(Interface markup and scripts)
● ● ● ● ●

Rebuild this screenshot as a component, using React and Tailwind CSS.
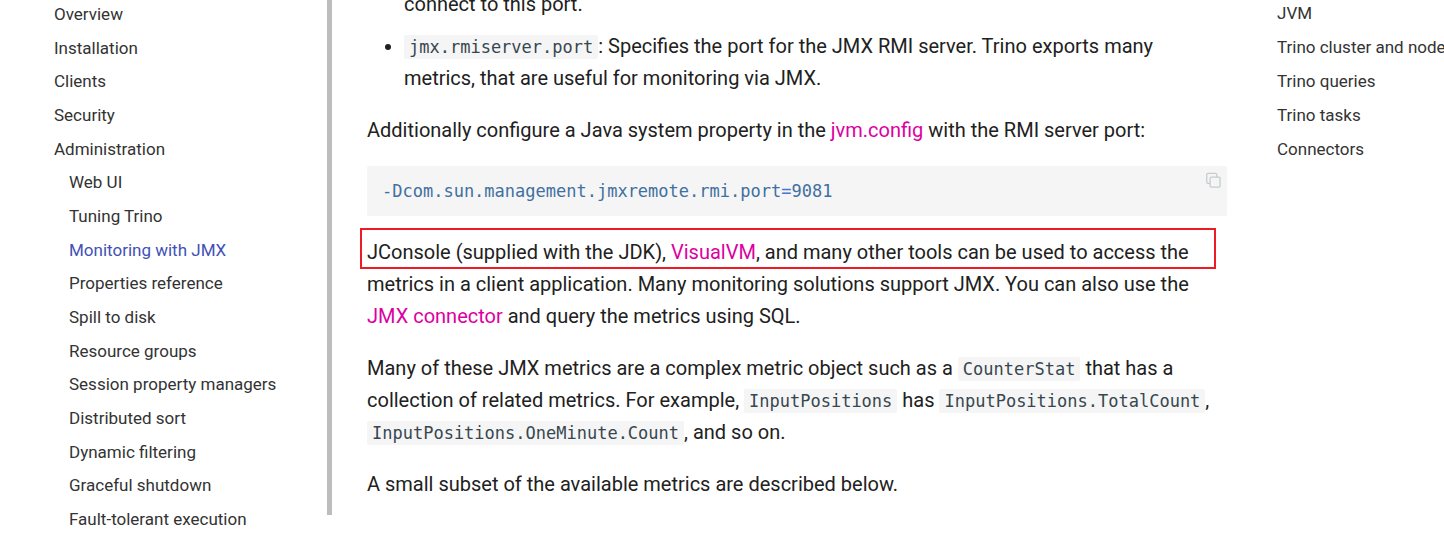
import React from 'react'

const sections = ['Overview', 'Installation', 'Clients', 'Security', 'Administration']

const adminPages = [
  'Web UI',
  'Tuning Trino',
  'Monitoring with JMX',
  'Properties reference',
  'Spill to disk',
  'Resource groups',
  'Session property managers',
  'Distributed sort',
  'Dynamic filtering',
  'Graceful shutdown',
  'Fault-tolerant execution',
]

const toc = ['JVM', 'Trino cluster and nodes', 'Trino queries', 'Trino tasks', 'Connectors']

const currentPage = 'Monitoring with JMX'

function Code({ children }) {
  return (
    <code className="rounded-xs bg-[#f5f5f5] px-[5px] py-0.5 font-['DejaVu_Sans_Mono',monospace] text-[17px] leading-none text-[#37474f]">
      {children}
    </code>
  )
}

function DocLink({ children }) {
  return <a href="#" className="text-[#dd00a1]">{children}</a>
}

function CopyIcon() {
  return (
    <svg viewBox="0 0 24 24" className="size-5" fill="none" stroke="currentColor" strokeWidth="1.5" strokeLinejoin="round">
      <rect x="8.5" y="8.5" width="12" height="12" rx="1.5" />
      <path d="M16.5 8.5v-3a1.5 1.5 0 0 0 -1.5 -1.5h-9a1.5 1.5 0 0 0 -1.5 1.5v9a1.5 1.5 0 0 0 1.5 1.5h2.5" />
    </svg>
  )
}

function Sidebar() {
  return (
    <aside className="flex w-[332px] shrink-0 justify-between">
      <nav aria-label="Documentation" className="pl-[54px] pt-0.5 pb-[7px] text-[17px] leading-6 text-[#333333]">
        <ul className="flex h-full flex-col justify-between">
          {sections.map((name) => (
            <li key={name}><a href="#">{name}</a></li>
          ))}
          {adminPages.map((name) => (
            <li key={name} className="pl-[15px]">
              <a href="#" className={name === currentPage ? 'text-[#3f51b5]' : ''}>{name}</a>
            </li>
          ))}
        </ul>
      </nav>
      <div className="mb-[23px] w-[5px] bg-[#bdbdbd]" />
    </aside>
  )
}

function Article() {
  return (
    <main className="-mt-3 flex min-w-0 flex-1 flex-col gap-5 pl-[35px] pr-[50px] text-xl leading-8">
      <ul className="flex list-disc flex-col gap-2.5 pl-[37px]">
        <li className="list-none">connect to this port.</li>
        <li>
          <Code>jmx.rmiserver.port</Code>: Specifies the port for the JMX RMI server. Trino exports many
          metrics, that are useful for monitoring via JMX.
        </li>
      </ul>

      <p>
        Additionally configure a Java system property in the <DocLink>jvm.config</DocLink> with the RMI server port:
      </p>

      <div className="relative rounded-xs bg-[#f5f5f5]">
        <pre className="px-[15px] py-3 text-[17px] leading-[26px] text-[#4070a0]">
          <code className="block font-['DejaVu_Sans_Mono',monospace]">-Dcom.sun.management.jmxremote.rmi.port<span className="text-[#4876d6]">=</span>9081</code>
        </pre>
        <button type="button" aria-label="Copy" className="absolute right-1 top-1 text-[#c3ccd1]">
          <CopyIcon />
        </button>
      </div>

      <p className="relative">
        JConsole (supplied with the JDK), <DocLink>VisualVM</DocLink>, and many other tools can be used to access the
        metrics in a client application. Many monitoring solutions support JMX. You can also use the{' '}
        <DocLink>JMX connector</DocLink> and query the metrics using SQL.
        <span className="absolute -left-[7px] -top-2 right-[11px] h-[41px] border-2 border-[#ed1c24]" />
      </p>

      <p>
        Many of these JMX metrics are a complex metric object such as a <Code>CounterStat</Code> that has a
        collection of related metrics. For example, <Code>InputPositions</Code> has{' '}
        <Code>InputPositions.TotalCount</Code>, <Code>InputPositions.OneMinute.Count</Code>, and so on.
      </p>

      <p>A small subset of the available metrics are described below.</p>
    </main>
  )
}

function TableOfContents() {
  return (
    <nav aria-label="Table of contents" className="w-[167px] shrink-0 overflow-hidden whitespace-nowrap pt-px text-[17px] leading-6 text-[#333333]">
      <ul className="flex flex-col gap-2.5">
        {toc.map((name) => (
          <li key={name}><a href="#">{name}</a></li>
        ))}
      </ul>
    </nav>
  )
}

export default function App() {
  return (
    <div className="flex h-screen overflow-hidden bg-white font-['Roboto',sans-serif] text-[#212121]">
      <Sidebar />
      <Article />
      <TableOfContents />
    </div>
  )
}
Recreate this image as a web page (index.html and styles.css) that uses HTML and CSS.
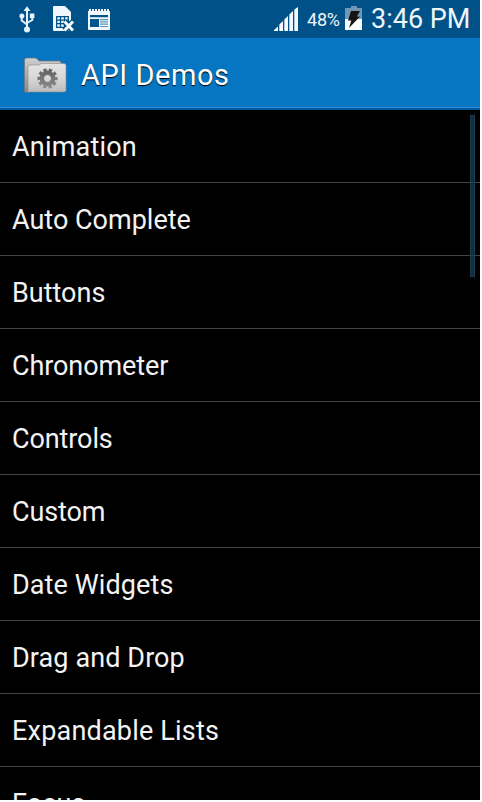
FILE: index.html
```html
<!DOCTYPE html>
<html lang="en">
<head>
<meta charset="utf-8">
<title>API Demos</title>
<link rel="stylesheet" href="styles.css">
</head>
<body>
<div class="screen">
  <div class="status">
    <div class="notices">
      <svg class="usb" width="16" height="28" viewBox="0 0 16 28" fill="#e4f2fa" stroke="#e4f2fa">
        <path d="M8 5V24M2.7 12V15.500L8 19.500M13.300 11V15L8 18" fill="none" stroke-width="2"/>
        <path d="M4.500 6 8 1.200l3.500 4.800z" stroke="none"/>
        <circle cx="2.900" cy="11" r="2.500" stroke="none"/>
        <path d="M10.800 8.500h4.600v4.600h-4.600z" stroke="none"/>
        <circle cx="8" cy="24.500" r="3" stroke="none"/>
      </svg>
      <svg class="sim" width="23" height="27" viewBox="0 0 23 27">
        <path d="M1 0H12L18 6V25H1Q0 25 0 24V1Q0 0 1 0z" fill="#eef7fc"/>
        <path d="M3.700 10.700h11.600v10.600H3.700zM3.700 14.200h11.600M3.700 17.700h11.600M7.500 10.700v10.600M11.500 10.700v10.600" fill="none" stroke="#005187" stroke-width="1.300"/>
        <path d="M11.500 15.500 20 24.500M20 15.500 11.500 24.500" stroke="#005187" stroke-width="5.500"/>
        <path d="M11.500 15.500 20 24.500M20 15.500 11.500 24.500" stroke="#fff" stroke-width="2.800"/>
      </svg>
      <svg class="news" width="22" height="21" viewBox="0 0 22 21">
        <path d="M0 2h1V0h2v2h1V0h2v2h1V0h2v2h1V0h2v2h1V0h2v2h1V0h2v2h1V0h2v2h1v18q0 1-1 1H1q-1 0-1-1z" fill="#f2f9fd"/>
        <path d="M2 6h18v2.200H2zM2 10h9v8H2z" fill="#00568c"/>
        <path d="M12 10h8v1.200h-8zM12 12.300h8v1.200h-8zM12 14.600h8v1.200h-8zM12 16.900h8v1.100h-8z" fill="#5b93b8"/>
      </svg>
    </div>
    <div class="system">
      <svg class="signal" width="24" height="24" viewBox="0 0 24 24" fill="#f4faff">
        <path d="M0 24v-1l4-3.500V24zM5.300 24v-6.500L9 14v10zM10.300 24V12.500L14 9v15zM15.300 24V7.500L19 4v20zM20.300 24V2.500L24 0v24z"/>
      </svg>
      <span class="percent">48%</span>
      <svg class="battery" width="17" height="24" viewBox="0 0 17 24">
        <path d="M6 0h6v2h5v11H0V2h6z" fill="#7098b5"/>
        <path d="M0 13h17v11H0z" fill="#fff"/>
        <path d="M6 5h9l-3.200 5.500H15L4 22l2.300-7.500H3z" fill="#151515"/>
      </svg>
      <span class="clock">3:46 PM</span>
    </div>
  </div>
  <header class="bar">
    <svg class="folder" width="44" height="37" viewBox="0 0 44 37">
      <defs>
        <linearGradient id="back" x2="0" y2="1"><stop stop-color="#cfcfd0"/><stop offset="1" stop-color="#88898b"/></linearGradient>
        <linearGradient id="front" x2="0" y2="1"><stop stop-color="#e4e4e4"/><stop offset=".5" stop-color="#d8d8d8"/><stop offset="1" stop-color="#bcbcbc"/></linearGradient>
        <linearGradient id="gear" gradientUnits="userSpaceOnUse" x1="0" y1="-10" x2="0" y2="10"><stop stop-color="#606060"/><stop offset="1" stop-color="#8e8e8e"/></linearGradient>
      </defs>
      <path d="M1.500 35V3Q1.500 1 3.500 1H12q1.500 0 2.500 1.500L16 4H36q2 0 2 2v3H6v26z" fill="url(#back)" stroke="#777" stroke-width=".7"/>
      <path d="M5 33V10q0-2 2-2h8q1 0 2-.7 1-.8 2.500-.8H41q2 0 2 2V33q0 2-2 2H3q2 0 2-2z" fill="url(#front)" stroke="#8a8a8a" stroke-width=".6"/>
      <g transform="translate(24.500 21.500)">
        <g fill="none" stroke="url(#gear)">
          <circle r="5.700" stroke-width="4.400"/>
          <circle r="8.600" stroke-width="3" stroke-dasharray="3.300 2.104" stroke-dashoffset="1.650"/>
        </g>
      </g>
    </svg>
    <h1 class="title">API Demos</h1>
  </header>
  <ul class="list">
    <li class="item wider">Animation</li>
    <li class="item">Auto Complete</li>
    <li class="item">Buttons</li>
    <li class="item tight">Chronometer</li>
    <li class="item tight">Controls</li>
    <li class="item tight">Custom</li>
    <li class="item wide">Date Widgets</li>
    <li class="item wide">Drag and Drop</li>
    <li class="item wider">Expandable Lists</li>
    <li class="item wide">Focus</li>
  </ul>
  <div class="scroll"></div>
</div>
</body>
</html>
```
FILE: styles.css
```css
* { box-sizing: border-box; }
html, body { margin: 0; background: #fff; }
body { font-family: Roboto, "Liberation Sans", sans-serif; height: 802px; overflow: hidden; }
svg { display: block; flex: none; }
.screen { position: relative; width: 480px; height: 800px; overflow: hidden; background: #000; }
.status { display: flex; justify-content: space-between; height: 38px; padding: 0 10px 0 19px; background: #005187; color: #eef6fb; }
.notices, .system { display: flex; align-items: flex-start; }
.usb { margin-top: 5px; }
.sim { margin: 6px 0 0 18px; }
.news { margin: 9px 0 0 12px; }
.signal { margin-top: 7px; }
.percent { margin-left: 9px; width: 33px; font-size: 18px; line-height: 40px; white-space: nowrap; letter-spacing: -.2px; }
.battery { margin: 6px 9px 0 5px; }
.clock { font-size: 27px; line-height: 38px; width: 99px; white-space: nowrap; }
.bar { display: flex; align-items: flex-start; height: 72px; padding: 19px 23px 0; background: linear-gradient(#0676c3 69px, #2a8ed0 69px 70px, #0059a5 70px); }
.title { margin: 0 0 0 14px; font-size: 29px; line-height: 36px; font-weight: 400; letter-spacing: .55px; color: #fff; text-shadow: 0 1px 1px #000; white-space: nowrap; }
.list { margin: 0; padding: 0; list-style: none; }
.item { height: 73px; padding-left: 12px; border-bottom: 1px solid #454545; font-size: 27px; line-height: 74px; color: #f3f3f3; }
.tight { letter-spacing: -.1px; }
.wide { letter-spacing: .1px; }
.wider { letter-spacing: .2px; }
.scroll { position: absolute; left: 470px; top: 115px; width: 5px; height: 162px; border: 1px solid #1c3a50; background: rgba(29, 63, 84, .7); }
```
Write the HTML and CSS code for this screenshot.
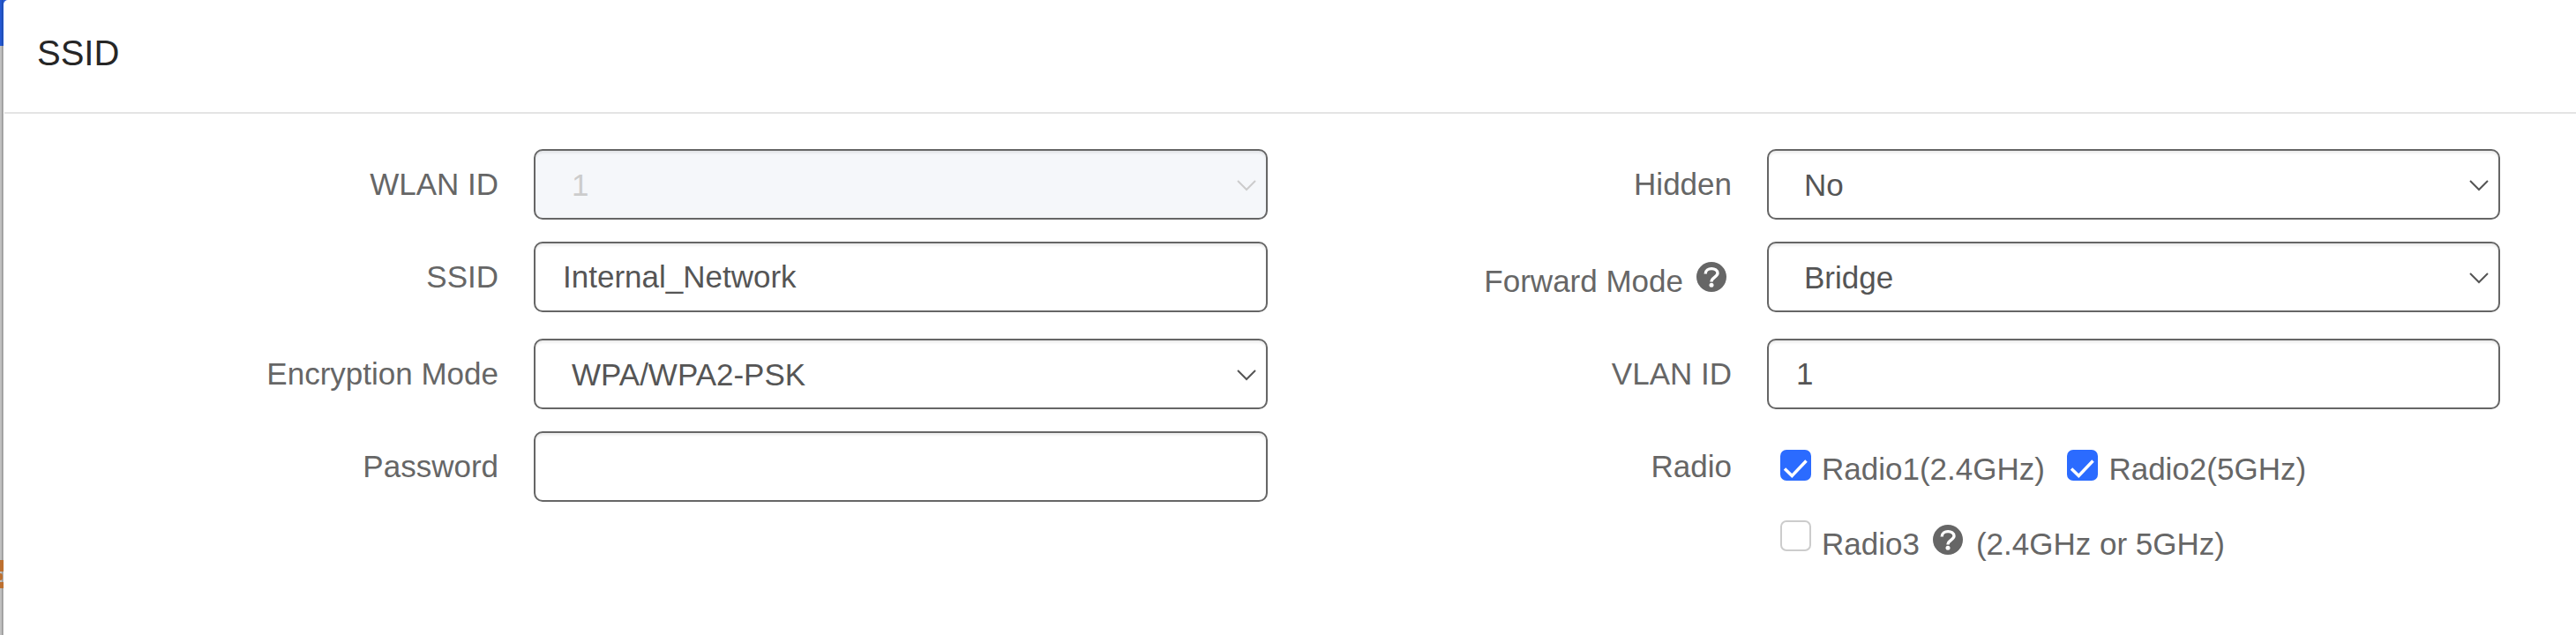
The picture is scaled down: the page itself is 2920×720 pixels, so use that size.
FILE: index.html
```
<!DOCTYPE html>
<html lang="en">
<head>
  <meta charset="UTF-8" />
  <meta name="viewport" content="width=device-width, initial-scale=1.0" />
  <title>SSID</title>
  <link rel="stylesheet" href="styles.css">
</head>
<body>
  <svg class="sprite">
    <symbol id="help" viewBox="0 0 34 34">
      <circle cx="17" cy="17" r="17" fill="#666" />
      <path d="M10.2 13.4 C10.2 5.8 24 5.8 24 12.8 C24 17 17 17.2 17 22.6" fill="none" stroke="#fff" stroke-width="3.4" />
      <circle cx="17" cy="26.2" r="2.5" fill="#fff" />
    </symbol>
    <symbol id="arrow" viewBox="0 0 22 13">
      <path d="M1 1 L11 11 L21 1" fill="none" stroke="currentColor" stroke-width="2" />
    </symbol>
    <symbol id="tick" viewBox="0 0 35 35">
      <path d="M5 21.5 L13.3 29.5 L29.5 12.5" fill="none" stroke="#fff" stroke-width="3.5" />
    </symbol>
  </svg>

  <div class="page">
    <div class="backdrop">
      <div class="topbar"></div>
      <div class="side"></div>
      <div class="tag"></div>
      <div class="tag-gap"></div>
      <div class="tag-end"></div>
    </div>

    <div class="dialog">
      <h1 class="title">SSID</h1>
      <form class="form">
        <div class="column">
          <div class="row">
            <label class="label">WLAN ID</label>
            <div class="field select disabled"><span>1</span><svg class="arrow"><use href="#arrow" /></svg></div>
          </div>
          <div class="row">
            <label class="label">SSID</label>
            <div class="field">Internal_Network</div>
          </div>
          <div class="row spaced">
            <label class="label">Encryption Mode</label>
            <div class="field select"><span>WPA/WPA2-PSK</span><svg class="arrow"><use href="#arrow" /></svg></div>
          </div>
          <div class="row">
            <label class="label">Password</label>
            <div class="field"></div>
          </div>
        </div>

        <div class="column right">
          <div class="row">
            <label class="label">Hidden</label>
            <div class="field select"><span>No</span><svg class="arrow"><use href="#arrow" /></svg></div>
          </div>
          <div class="row">
            <label class="label with-help">Forward Mode<svg class="help"><use href="#help" /></svg></label>
            <div class="field select"><span>Bridge</span><svg class="arrow"><use href="#arrow" /></svg></div>
          </div>
          <div class="row spaced">
            <label class="label">VLAN ID</label>
            <div class="field">1</div>
          </div>
          <div class="row">
            <label class="label">Radio</label>
            <div class="radios">
              <div class="radio-line">
                <span class="check checked"><svg><use href="#tick" /></svg></span>
                <span class="radio-text first">Radio1(2.4GHz)</span>
                <span class="check checked"><svg><use href="#tick" /></svg></span>
                <span class="radio-text">Radio2(5GHz)</span>
              </div>
              <div class="radio-line last">
                <span class="check"></span>
                <span class="radio-text">Radio3</span>
                <svg class="help"><use href="#help" /></svg>
                <span class="radio-text">(2.4GHz or 5GHz)</span>
              </div>
            </div>
          </div>
        </div>
      </form>
    </div>
  </div>
</body>
</html>
```
FILE: styles.css
```
* { box-sizing: border-box; }
body {
  margin: 0;
  font-family: "Liberation Sans", Arial, sans-serif;
  font-size: 35px;
  line-height: 40px;
  color: #666;
  background: #fff;
  overflow: hidden;
}
.sprite { display: none; }
.page {
  display: flex;
  height: 720px;
  background: linear-gradient(#2458d3 52px, #b9b9b9 52px);
}

/* strip of the page left of the dialog */
.backdrop {
  width: 4px;
  background: linear-gradient(to right, #c0c0c0 2px, #989898 2px, #989898 3px, #b4b4b4 3px);
}
.topbar { height: 52px; width: 4px; background: linear-gradient(to right, #2458d3 2px, #1e4aa8 2px, #1e4aa8 3px, #2458d3 3px); }
.side { height: 583px; }
.tag { height: 13px; width: 4px; background: #bd7030; }
.tag-gap { height: 8px; margin: 2px 0; width: 3px; border-radius: 0 3px 3px 0; background: #bd7030; }
.tag-end { height: 7px; width: 4px; background: #bd7030; }

.dialog {
  flex: 1;
  background: #fff;
  border-top-left-radius: 5px;
}
.title {
  margin: 0 0 0 1px;
  height: 129px;
  padding: 37px 37px 0;
  border-bottom: 2px solid #e4e4e4;
  font-size: 40px;
  font-weight: normal;
  line-height: 46px;
  color: #262626;
}
.form { display: flex; padding-top: 40px; }
.column {
  width: 1433px;
  display: flex;
  flex-direction: column;
  gap: 25px;
}
.column.right { width: 1397px; }
.row { display: flex; gap: 40px; height: 80px; }
.row.spaced { margin-top: 5px; }
.label { flex: 1; text-align: right; padding-top: 20px; }
.with-help {
  display: flex;
  justify-content: flex-end;
  gap: 15px;
  padding: 25px 6px 0 0;
}
.help { width: 34px; height: 34px; flex: none; }
.with-help .help { margin-top: -2px; }

.field {
  width: 832px;
  height: 80px;
  padding: 18px 31px;
  border: 2px solid #666;
  border-radius: 10px;
  box-shadow: inset 0 2.5px 2.5px rgba(0, 0, 0, 0.075);
  color: #555;
}
.right .field { width: 831px; }
.select {
  display: flex;
  justify-content: space-between;
  padding: 19px 11px 0 41px;
}
.right .select { padding-left: 40px; }
.disabled { background: #f5f7fa; color: #ccc; }
.arrow { width: 22px; height: 13px; margin-top: 14px; }

.radios { width: 831px; padding: 21px 0 0 15px; }
.radio-line { display: flex; height: 35px; }
.radio-line.last { margin-top: 45px; }
.check {
  width: 35px;
  height: 35px;
  margin-right: 12px;
  border: 2px solid #ccc;
  border-radius: 7px;
}
.check.checked { border: none; background: #2b6bff; }
.check svg { display: block; width: 35px; height: 35px; }
.radio-text { padding-top: 2px; }
.radio-text.first { margin-right: 25.5px; }
.last .radio-text { padding-top: 7px; }
.last .help { margin: 5px 15px 0; }
```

● ● ● ● ●

* [Problem]
How many of these lines contain "that"? Write only the number.

* [The completed task]
4